Bob Kerckel led a small group of Sierrans on a great paddle down the upper Suwannee River, near Fargo, Georgia, on November 17 and 18. We launched Saturday morning at Stephen Foster State Park in the Okefenokee Swamp after camping Friday night at the Griffis Fish Camp, located just outside the Okefenokee National Wildlife Refuge boundary.
From the launch, a short canal lets out into the linear Billy’s Lake, the largest expanse of open water in the swamp. At the bottom of the lake we entered a stretch known as “The Narrows”. Although the entire Okefenokee is considered headwaters of the Suwannee River, this is where we really felt like we had left the swamp and were on the river. True to its name, this stretch is narrow, twisting, and very intimate, alternating between dense swamp forests and open grassy marshes. The flow here is surprisingly strong. This, and the twisting channels, tested everyone’s canoeing skills.
Soon, the river was flanked by very low sandy banks and we encountered the first Ogeechee tupelo (Nyssa ogeche) trees, the icon of the upper Suwannee. The most upstream trees were stunted and unremarkable. But, as we canoed farther downstream the trees grew larger and ever more fantastic. Multiple twisting trunks rise from hugely swollen bases, creating an Alice in Wonderland effect.
Ogeechee tupelos are incredibly aquatic, and almost always grow within about a foot or so above the normal low water line. Consequently their bases are often underwater, and during floods much of their canopies may also be underwater. After lining the banks for many miles, the Ogeechees disappear just above White Springs. Flooding is intense there; the river rose an incredible thirty-three feet in forty hours after Tropical Storm Debbie dumped up to twenty inches of rain on the region in late June, 2012. Is this just too much for even these most aquatic of water-loving trees? Or are the trees intolerant of the limestone bedrock which is increasingly exposed along the banks below Big Shoals?
In the spring flowering season every honey bee for a thousand miles homes-in on these trees, earning them the local name of Bee-tupelo. Every Florida and Georgia cracker knows that, at that time, the bees are putting up the worlds finest honey. The trees also have another local name – Ogeechee lime – referring to the tart fruit which is used as a lime substitute.

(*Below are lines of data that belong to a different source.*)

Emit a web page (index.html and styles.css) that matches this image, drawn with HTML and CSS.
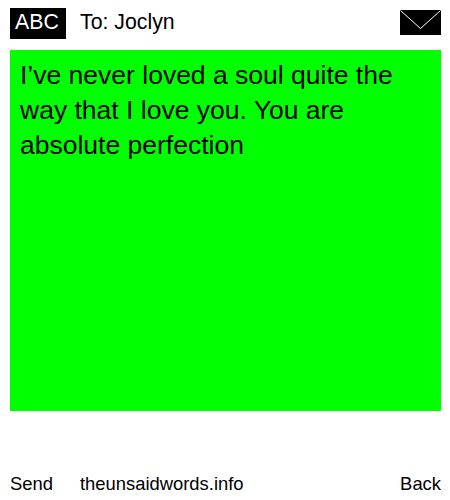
FILE: index.html
```html
<!DOCTYPE html>
<html lang="en">
<head>
    <meta charset="UTF-8">
    <title>The Unsaid Words</title>
    <link rel="stylesheet" href="styles.css">
</head>
<body>
    <div class="page">
        <header class="top">
            <div class="abc">ABC</div>
            <div class="to">To: Joclyn</div>
            <svg class="envelope" width="41" height="25" viewBox="0 0 41 25">
                <rect width="41" height="25" fill="#000"/>
                <path d="M0.5 0.5 L20.5 18.5 L40.5 0.5" fill="none" stroke="#fff" stroke-width="1"/>
            </svg>
        </header>
        <div class="message">I’ve never loved a soul quite the way that I love you. You are absolute perfection</div>
        <footer class="bottom">
            <span class="send">Send</span>
            <span class="site">theunsaidwords.info</span>
            <span class="back">Back</span>
        </footer>
    </div>
</body>
</html>
```

FILE: styles.css
```css
html, body {
    margin: 0;
    padding: 0;
    background: #fff;
}

body {
    font-family: "Liberation Sans", Arial, sans-serif;
    color: #000;
}

.page {
    width: 431px;
    height: 500px;
    padding: 0 9px 0 10px;
    display: flex;
    flex-direction: column;
}

.top {
    display: flex;
    align-items: center;
    height: 31px;
    margin-top: 8px;
}

.abc {
    width: 51px;
    height: 31px;
    padding-left: 5px;
    line-height: 29px;
    background: #000;
    color: #fff;
    font-size: 21.3px;
}

.to {
    margin-left: 14px;
    padding-bottom: 2px;
    font-size: 21.3px;
    flex: 1;
}

.envelope {
    display: block;
    margin-top: -3px;
}

.message {
    margin-top: 11px;
    height: 353px;
    padding: 8px 10px 0 10px;
    background: #0f0;
    font-size: 26.5px;
    line-height: 35px;
}

.bottom {
    display: flex;
    margin-top: 61px;
    font-size: 18.4px;
    line-height: 24px;
}

.site {
    margin-left: 27px;
    flex: 1;
}
```
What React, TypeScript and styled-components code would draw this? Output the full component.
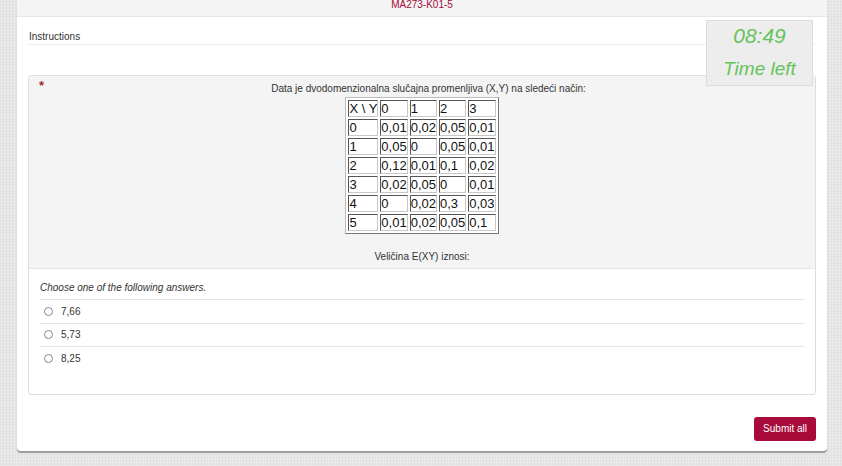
import React from 'react'
import styled, { createGlobalStyle } from 'styled-components'

const GlobalStyle = createGlobalStyle`
  html, body {
    margin: 0;
    padding: 0;
  }
  body {
    width: 842px;
    height: 466px;
    overflow: hidden;
    font-family: "Liberation Sans", Arial, sans-serif;
    font-size: 10px;
    color: #333;
    background-color: #e6e6e6;
    background-image:
      repeating-linear-gradient(0deg, rgba(255,255,255,0.25) 0 1px, transparent 1px 3px),
      repeating-linear-gradient(90deg, rgba(0,0,0,0.03) 0 1px, transparent 1px 3px);
  }
`

const Page = styled.div`
  padding: 0 15px 0 17px;
`

const Card = styled.div`
  position: relative;
  width: 810px;
  background: #fff;
  border-radius: 0 0 4px 4px;
  box-shadow: 0 2px 1px #9a9a9a;
`

const TestHeader = styled.div`
  height: 16px;
  background: #f4f4f4;
  border-bottom: 1px solid #e6e6e6;
  color: #a50b3a;
  text-align: center;
  line-height: 10px;
`

const CardBody = styled.div`
  padding: 0 11px 10px;
`

const InstructionsRow = styled.div`
  margin-top: 12px;
  height: 15px;
  line-height: 15px;
  padding-left: 1px;
  border-bottom: 1px solid #eee;
  color: #333;
`

const Timer = styled.div`
  position: absolute;
  z-index: 2;
  left: 689px;
  top: 20px;
  width: 105px;
  height: 64px;
  background: rgba(236, 236, 236, 0.92);
  border: 1px solid #dcdcdc;
  color: #66c35a;
  font-style: italic;
  text-align: center;
`

const TimerValue = styled.div`
  font-size: 21px;
  line-height: 24px;
  margin-top: 3px;
`

const TimerLabel = styled.div`
  font-size: 19px;
  line-height: 22px;
  margin-top: 10px;
`

const QuestionPanel = styled.div`
  position: relative;
  margin-top: 30px;
  border: 1px solid #dedede;
  border-radius: 3px;
  overflow: hidden;
`

const Required = styled.span`
  position: absolute;
  left: 10px;
  top: 2px;
  color: #a52a2a;
  font-size: 13px;
  font-weight: bold;
`

const QuestionBody = styled.div`
  background: #f4f4f4;
  border-bottom: 1px solid #e4e4e4;
  padding: 6px 12px 4px;
  text-align: center;
`

const Prompt = styled.div<{ $gap?: number }>`
  line-height: 14px;
  margin-top: ${p => p.$gap ?? 0}px;
  padding-left: ${p => (p.$gap ? 0 : 13)}px;
`

const DataTable = styled.table`
  margin: 1px auto 0;
  border: 1px solid;
  border-color: #bbb #777 #777 #bbb;
  border-spacing: 2px;
  background: #fff;
  font-size: 13px;
  color: #111;
  text-align: left;
`

const Cell = styled.td`
  border: 1px solid;
  border-color: #555 #c8c8c8 #c8c8c8 #555;
  padding: 0;
  line-height: 15px;
  white-space: nowrap;
`

const Answers = styled.div`
  padding: 12px 10px 23px 11px;
`

const Hint = styled.div`
  font-style: italic;
  line-height: 14px;
  padding-bottom: 4px;
  border-bottom: 1px solid #e6e6e6;
`

const Option = styled.label<{ $last?: boolean }>`
  display: flex;
  align-items: center;
  gap: 8px;
  height: 22.5px;
  padding-left: 4px;
  border-bottom: 1px solid ${p => (p.$last ? 'transparent' : '#e6e6e6')};
`

const Radio = styled.span`
  width: 7px;
  height: 7px;
  border: 1px solid #888;
  border-radius: 50%;
  background: #fff;
`

const Footer = styled.div`
  display: flex;
  justify-content: flex-end;
  margin-top: 22px;
`

const SubmitButton = styled.button`
  height: 24px;
  padding: 0 9px;
  border: none;
  border-radius: 3px;
  background: #a80a3a;
  color: #fff;
  font-family: "Liberation Sans", Arial, sans-serif;
  font-size: 10px;
`

const rows = [
  ['X \\ Y', '0', '1', '2', '3'],
  ['0', '0,01', '0,02', '0,05', '0,01'],
  ['1', '0,05', '0', '0,05', '0,01'],
  ['2', '0,12', '0,01', '0,1', '0,02'],
  ['3', '0,02', '0,05', '0', '0,01'],
  ['4', '0', '0,02', '0,3', '0,03'],
  ['5', '0,01', '0,02', '0,05', '0,1'],
]

const answers = ['7,66', '5,73', '8,25']

function App() {
  return (
    <Page>
      <GlobalStyle />
      <Card>
        <TestHeader>MA273-K01-5</TestHeader>
        <Timer>
          <TimerValue>08:49</TimerValue>
          <TimerLabel>Time left</TimerLabel>
        </Timer>
        <CardBody>
          <InstructionsRow>Instructions</InstructionsRow>
          <QuestionPanel>
            <Required>*</Required>
            <QuestionBody>
              <Prompt>Data je dvodomenzionalna slučajna promenljiva (X,Y) na sledeći način:</Prompt>
              <DataTable>
                <tbody>
                  {rows.map((r, i) => (
                    <tr key={i}>
                      {r.map((c, j) => (
                        <Cell key={j}>{c}</Cell>
                      ))}
                    </tr>
                  ))}
                </tbody>
              </DataTable>
              <Prompt $gap={16}>Veličina E(XY) iznosi:</Prompt>
            </QuestionBody>
            <Answers>
              <Hint>Choose one of the following answers.</Hint>
              {answers.map((a, i) => (
                <Option key={a} $last={i === answers.length - 1}>
                  <Radio />
                  {a}
                </Option>
              ))}
            </Answers>
          </QuestionPanel>
          <Footer>
            <SubmitButton>Submit all</SubmitButton>
          </Footer>
        </CardBody>
      </Card>
    </Page>
  )
}

export default App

After about five hours we pulled the canoes ashore at the Griffis Fish Camp, where we spent our second night. This funky place is operated by 87 year old (and very sharp) Al Griffis. In his youth Al was principal of the local elementary school. He may be a cracker, but Al has traveled extensively and, in fact, had just returned from a trip to Alaska. A renaissance man, Al could speak on many topics, and we had a long conversation about Mark Twain’s “Life on the Mississippi”. Al’s grandfather, Lem Griffis, was one of the great story-tellers of the Okefenokee. Here’s one example of Lem’s backwoods wit; “See that honey a-sittin’ up there on the shelf? Well, I crossed my bees with lightnin’ bugs so they could see how t’ work at night, an’ they make a double crop o’ honey every year.” Al was a gracious host, who made sure we had plenty of firewood. (http://www.findagrave.com/cgi-bin/fg.cgi?page=gr&GRid=37058754).
Sunday morning we headed downstream again and paddled to a landing near Fargo, where we got off the river. In two days of canoeing we saw only two fishermen. What? There are seven billion people on this little planet? Could have fooled us. Ah, blessed solitude. What a great trip! Thanks Bob.